§ **The task**: Write the count of lines that contain the word "styles" and nothing else.

§ **Entries supplied**:

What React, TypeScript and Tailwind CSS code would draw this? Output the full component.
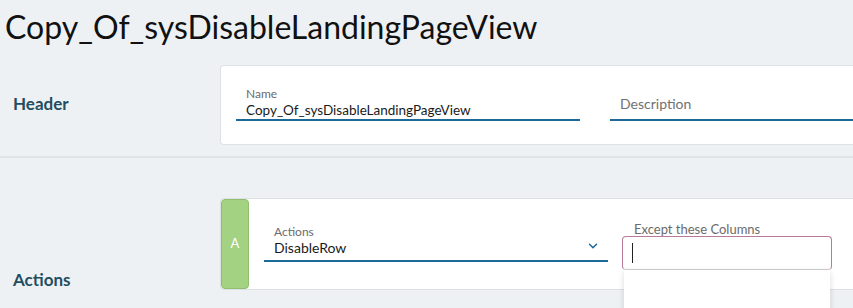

--

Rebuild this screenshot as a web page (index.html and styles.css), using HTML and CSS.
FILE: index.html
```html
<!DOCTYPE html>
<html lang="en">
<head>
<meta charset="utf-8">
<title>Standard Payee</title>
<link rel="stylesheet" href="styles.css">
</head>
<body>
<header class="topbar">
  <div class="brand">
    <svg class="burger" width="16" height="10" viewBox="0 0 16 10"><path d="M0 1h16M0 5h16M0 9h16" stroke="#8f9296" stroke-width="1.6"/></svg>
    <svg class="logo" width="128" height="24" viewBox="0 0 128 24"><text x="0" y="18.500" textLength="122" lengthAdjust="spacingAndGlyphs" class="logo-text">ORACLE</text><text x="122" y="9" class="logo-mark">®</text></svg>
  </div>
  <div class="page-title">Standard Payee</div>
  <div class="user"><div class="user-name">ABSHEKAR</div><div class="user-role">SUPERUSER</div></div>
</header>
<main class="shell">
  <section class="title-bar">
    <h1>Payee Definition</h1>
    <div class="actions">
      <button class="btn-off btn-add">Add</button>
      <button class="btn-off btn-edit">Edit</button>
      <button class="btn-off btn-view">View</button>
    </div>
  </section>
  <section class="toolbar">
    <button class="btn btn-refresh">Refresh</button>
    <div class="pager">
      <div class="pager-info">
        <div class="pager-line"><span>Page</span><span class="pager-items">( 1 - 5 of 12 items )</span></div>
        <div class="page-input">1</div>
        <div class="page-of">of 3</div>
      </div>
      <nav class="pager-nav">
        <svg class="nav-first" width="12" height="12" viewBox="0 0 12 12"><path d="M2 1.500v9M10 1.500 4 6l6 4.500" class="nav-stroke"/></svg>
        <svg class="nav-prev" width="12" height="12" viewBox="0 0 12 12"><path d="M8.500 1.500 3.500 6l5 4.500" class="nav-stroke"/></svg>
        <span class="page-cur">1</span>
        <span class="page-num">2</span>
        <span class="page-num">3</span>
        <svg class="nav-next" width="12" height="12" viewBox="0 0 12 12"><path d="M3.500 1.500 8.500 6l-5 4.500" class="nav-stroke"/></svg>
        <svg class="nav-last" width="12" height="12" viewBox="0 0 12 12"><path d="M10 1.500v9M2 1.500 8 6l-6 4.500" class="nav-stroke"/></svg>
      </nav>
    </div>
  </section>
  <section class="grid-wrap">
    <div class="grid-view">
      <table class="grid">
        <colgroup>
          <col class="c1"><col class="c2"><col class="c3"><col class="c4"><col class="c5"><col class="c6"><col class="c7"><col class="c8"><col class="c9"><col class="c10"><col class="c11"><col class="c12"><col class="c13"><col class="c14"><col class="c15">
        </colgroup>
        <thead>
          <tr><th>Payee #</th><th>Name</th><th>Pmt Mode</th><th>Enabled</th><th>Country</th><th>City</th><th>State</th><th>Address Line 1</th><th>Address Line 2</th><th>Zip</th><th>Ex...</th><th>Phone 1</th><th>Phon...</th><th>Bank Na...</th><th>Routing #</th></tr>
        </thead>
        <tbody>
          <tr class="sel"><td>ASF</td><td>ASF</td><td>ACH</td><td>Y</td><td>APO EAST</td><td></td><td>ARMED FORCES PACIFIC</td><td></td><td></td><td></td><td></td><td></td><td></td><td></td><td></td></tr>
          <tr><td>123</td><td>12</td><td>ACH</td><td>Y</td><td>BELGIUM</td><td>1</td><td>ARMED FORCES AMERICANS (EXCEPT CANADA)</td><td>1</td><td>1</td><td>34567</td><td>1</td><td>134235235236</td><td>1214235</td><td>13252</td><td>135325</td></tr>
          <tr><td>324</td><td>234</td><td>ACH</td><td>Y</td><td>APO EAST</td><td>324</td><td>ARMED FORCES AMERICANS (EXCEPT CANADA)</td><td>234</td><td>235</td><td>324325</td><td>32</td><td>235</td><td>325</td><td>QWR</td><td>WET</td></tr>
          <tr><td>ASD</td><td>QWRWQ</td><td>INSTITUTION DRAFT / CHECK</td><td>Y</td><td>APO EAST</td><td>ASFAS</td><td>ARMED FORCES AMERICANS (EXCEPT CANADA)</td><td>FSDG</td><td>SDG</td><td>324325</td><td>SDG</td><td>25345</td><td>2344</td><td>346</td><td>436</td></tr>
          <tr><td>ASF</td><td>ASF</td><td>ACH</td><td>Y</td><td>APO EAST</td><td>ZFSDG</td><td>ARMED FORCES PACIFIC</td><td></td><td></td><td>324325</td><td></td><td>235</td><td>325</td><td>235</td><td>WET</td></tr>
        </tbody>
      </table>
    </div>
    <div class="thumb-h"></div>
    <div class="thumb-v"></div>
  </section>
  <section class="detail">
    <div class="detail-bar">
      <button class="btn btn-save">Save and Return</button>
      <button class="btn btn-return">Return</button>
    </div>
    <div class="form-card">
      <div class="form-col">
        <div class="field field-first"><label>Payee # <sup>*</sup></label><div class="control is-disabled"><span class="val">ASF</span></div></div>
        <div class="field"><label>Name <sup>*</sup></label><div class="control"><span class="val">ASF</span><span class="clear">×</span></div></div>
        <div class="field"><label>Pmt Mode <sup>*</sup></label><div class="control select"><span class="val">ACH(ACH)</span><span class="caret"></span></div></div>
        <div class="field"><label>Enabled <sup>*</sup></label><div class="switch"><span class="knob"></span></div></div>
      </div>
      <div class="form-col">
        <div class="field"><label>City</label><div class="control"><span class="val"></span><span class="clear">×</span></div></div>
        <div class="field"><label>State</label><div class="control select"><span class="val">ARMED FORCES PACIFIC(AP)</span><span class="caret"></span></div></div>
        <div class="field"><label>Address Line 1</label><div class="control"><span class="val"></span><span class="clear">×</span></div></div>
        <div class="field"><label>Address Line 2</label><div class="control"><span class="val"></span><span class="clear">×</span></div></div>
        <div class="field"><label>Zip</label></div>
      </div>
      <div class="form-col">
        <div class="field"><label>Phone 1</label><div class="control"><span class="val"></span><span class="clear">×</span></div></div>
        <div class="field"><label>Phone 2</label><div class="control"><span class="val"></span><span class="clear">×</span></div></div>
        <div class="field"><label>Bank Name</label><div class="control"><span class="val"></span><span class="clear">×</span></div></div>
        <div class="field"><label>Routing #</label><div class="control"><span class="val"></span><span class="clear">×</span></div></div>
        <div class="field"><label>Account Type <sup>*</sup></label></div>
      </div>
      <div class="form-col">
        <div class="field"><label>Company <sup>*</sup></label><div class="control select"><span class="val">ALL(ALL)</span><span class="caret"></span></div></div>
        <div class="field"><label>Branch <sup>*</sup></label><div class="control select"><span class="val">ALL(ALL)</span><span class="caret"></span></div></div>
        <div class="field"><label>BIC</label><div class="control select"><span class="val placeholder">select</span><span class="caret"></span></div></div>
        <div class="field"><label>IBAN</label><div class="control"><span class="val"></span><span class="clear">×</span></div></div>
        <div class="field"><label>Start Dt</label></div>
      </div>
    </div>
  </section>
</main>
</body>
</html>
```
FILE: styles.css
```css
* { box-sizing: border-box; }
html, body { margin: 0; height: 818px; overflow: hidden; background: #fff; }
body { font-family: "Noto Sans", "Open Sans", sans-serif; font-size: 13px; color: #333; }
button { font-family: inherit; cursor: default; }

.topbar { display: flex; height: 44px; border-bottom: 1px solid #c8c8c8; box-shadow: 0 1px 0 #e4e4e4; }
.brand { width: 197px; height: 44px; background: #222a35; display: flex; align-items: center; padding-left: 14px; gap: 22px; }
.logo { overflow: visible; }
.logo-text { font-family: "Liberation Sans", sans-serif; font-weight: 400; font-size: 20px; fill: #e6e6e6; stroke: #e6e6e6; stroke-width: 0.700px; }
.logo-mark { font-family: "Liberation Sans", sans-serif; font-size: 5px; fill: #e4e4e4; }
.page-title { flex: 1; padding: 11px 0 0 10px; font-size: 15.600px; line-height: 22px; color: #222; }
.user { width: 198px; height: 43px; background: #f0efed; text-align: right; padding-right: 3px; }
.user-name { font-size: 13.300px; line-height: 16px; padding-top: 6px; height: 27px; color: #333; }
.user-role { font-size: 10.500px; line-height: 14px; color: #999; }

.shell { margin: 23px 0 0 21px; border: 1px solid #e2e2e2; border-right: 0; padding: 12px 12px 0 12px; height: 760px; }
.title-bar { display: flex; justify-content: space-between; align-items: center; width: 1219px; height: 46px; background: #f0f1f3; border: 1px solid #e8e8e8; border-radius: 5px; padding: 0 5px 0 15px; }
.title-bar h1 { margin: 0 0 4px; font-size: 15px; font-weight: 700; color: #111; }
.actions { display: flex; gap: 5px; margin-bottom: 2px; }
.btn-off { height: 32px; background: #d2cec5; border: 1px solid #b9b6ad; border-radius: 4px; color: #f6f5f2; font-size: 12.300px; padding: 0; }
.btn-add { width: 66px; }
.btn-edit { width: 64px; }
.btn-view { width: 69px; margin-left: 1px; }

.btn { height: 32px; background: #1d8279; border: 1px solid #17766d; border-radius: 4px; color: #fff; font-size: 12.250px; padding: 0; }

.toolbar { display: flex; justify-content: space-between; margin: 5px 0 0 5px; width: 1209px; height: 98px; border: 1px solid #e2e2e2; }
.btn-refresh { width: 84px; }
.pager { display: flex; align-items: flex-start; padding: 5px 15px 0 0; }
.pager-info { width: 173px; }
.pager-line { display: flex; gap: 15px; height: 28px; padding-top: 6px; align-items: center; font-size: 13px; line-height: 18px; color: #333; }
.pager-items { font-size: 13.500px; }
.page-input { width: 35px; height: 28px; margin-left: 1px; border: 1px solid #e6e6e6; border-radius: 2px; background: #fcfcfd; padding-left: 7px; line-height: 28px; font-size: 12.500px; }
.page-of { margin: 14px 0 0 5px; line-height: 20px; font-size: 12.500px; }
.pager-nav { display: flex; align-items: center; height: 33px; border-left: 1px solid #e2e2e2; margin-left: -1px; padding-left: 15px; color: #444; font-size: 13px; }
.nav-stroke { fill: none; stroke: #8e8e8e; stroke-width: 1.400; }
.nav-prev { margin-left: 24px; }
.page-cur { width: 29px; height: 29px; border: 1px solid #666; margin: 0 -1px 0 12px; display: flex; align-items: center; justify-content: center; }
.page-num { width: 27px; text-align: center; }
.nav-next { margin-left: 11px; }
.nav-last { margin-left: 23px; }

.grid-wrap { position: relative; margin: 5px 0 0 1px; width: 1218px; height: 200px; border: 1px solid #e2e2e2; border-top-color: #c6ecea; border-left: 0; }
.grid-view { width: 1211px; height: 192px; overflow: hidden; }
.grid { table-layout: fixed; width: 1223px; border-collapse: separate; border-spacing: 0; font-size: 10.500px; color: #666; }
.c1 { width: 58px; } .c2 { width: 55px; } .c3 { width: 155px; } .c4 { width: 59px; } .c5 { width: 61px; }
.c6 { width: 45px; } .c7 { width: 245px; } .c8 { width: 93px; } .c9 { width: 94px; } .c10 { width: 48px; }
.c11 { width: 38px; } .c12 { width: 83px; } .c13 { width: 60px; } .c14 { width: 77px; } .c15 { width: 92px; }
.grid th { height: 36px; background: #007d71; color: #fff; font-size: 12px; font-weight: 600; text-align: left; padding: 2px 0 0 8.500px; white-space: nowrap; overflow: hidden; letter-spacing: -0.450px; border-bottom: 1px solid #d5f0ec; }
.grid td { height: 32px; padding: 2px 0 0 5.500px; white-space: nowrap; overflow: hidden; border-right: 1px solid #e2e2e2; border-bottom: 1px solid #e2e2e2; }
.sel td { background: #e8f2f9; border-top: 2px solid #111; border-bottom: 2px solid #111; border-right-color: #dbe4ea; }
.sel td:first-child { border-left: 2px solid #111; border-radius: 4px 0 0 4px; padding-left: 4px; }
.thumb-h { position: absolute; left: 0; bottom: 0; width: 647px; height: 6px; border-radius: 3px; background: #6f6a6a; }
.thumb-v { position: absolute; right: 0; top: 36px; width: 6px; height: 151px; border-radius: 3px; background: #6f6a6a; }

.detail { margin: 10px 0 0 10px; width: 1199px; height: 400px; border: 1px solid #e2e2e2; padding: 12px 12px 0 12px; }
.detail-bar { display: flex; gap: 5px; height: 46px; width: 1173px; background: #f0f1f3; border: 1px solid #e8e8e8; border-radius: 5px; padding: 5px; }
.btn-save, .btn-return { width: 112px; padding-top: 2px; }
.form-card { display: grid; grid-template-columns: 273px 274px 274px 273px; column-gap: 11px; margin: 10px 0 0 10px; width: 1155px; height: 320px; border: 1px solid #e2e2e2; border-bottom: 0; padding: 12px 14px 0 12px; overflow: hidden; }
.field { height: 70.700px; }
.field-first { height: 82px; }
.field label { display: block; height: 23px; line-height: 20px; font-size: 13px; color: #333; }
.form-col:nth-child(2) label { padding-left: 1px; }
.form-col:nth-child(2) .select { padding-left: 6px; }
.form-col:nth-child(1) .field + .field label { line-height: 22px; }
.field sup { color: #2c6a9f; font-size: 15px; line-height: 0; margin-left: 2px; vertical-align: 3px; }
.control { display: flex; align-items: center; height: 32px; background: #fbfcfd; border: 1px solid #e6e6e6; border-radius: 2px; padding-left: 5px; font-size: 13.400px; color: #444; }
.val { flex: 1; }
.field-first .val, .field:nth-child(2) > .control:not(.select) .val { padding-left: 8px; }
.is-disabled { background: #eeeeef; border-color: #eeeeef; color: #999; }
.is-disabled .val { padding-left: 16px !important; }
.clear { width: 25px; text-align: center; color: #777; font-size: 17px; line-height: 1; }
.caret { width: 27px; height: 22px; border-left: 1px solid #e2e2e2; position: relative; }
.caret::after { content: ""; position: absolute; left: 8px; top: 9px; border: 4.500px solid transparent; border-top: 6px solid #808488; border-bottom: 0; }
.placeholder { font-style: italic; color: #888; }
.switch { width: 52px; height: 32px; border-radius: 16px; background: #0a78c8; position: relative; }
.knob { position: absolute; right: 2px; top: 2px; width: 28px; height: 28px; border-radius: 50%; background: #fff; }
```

§ **Task answer**: 3